There is hope for those of us who have a proclivity to be served instead of a proclivity to serve. We see that James and John ended up becoming great servants in the early church. Commentators think that James was executed sometime between A.D. 41-44. So, he gave up his life for Jesus in whom he believed. John became known for his love and was persecuted and banished to Patmos and was also a New Testament author. As James and John followed Jesus and began to understand the meaning of his life, death, and resurrection, it seems that they started to get it. Whether or not they’re at the right and left hand of Jesus remains to be seen. But from their example we realize there is hope for those of us who don’t get it, those of us who are hard of heart, selfish and self-absorbed, those of us who want to be masters.

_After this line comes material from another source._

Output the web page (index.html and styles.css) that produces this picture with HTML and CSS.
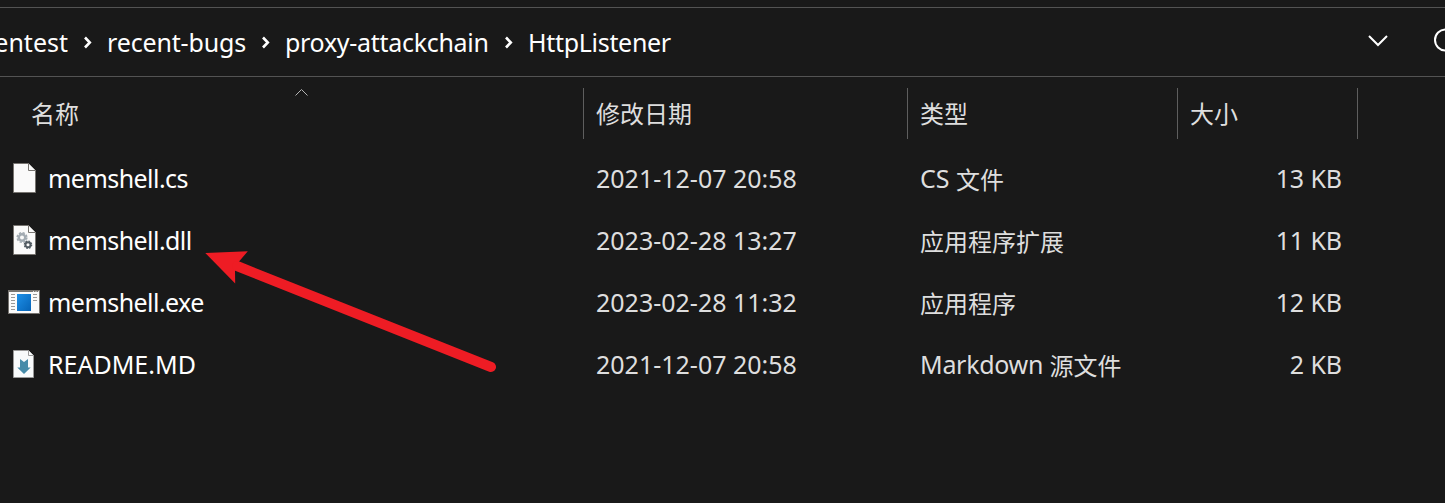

We cannot serve God at our own convenience with the option of turning down his requests when we want to. That is bad for us and bad for others. Sometimes elementary aged children, teenagers, and young adults think, “I’ll serve Jesus and others when I am older. I am too young.” Seniors think “I’ve served Jesus, I am old, my body doesn’t work, I am retired. I’ve done my duty already.” That’s the wrong way to think. We’re not ever too young or too old to love God and love others by serving them. Really, loving and serving God and others starts at home or with our closest friends. It often ends up being those things that we don’t want to do that is of most service to others. In daily life, being a servant or slave isn’t heroic. But it is being lovingly obedient–obeying with a good spirit.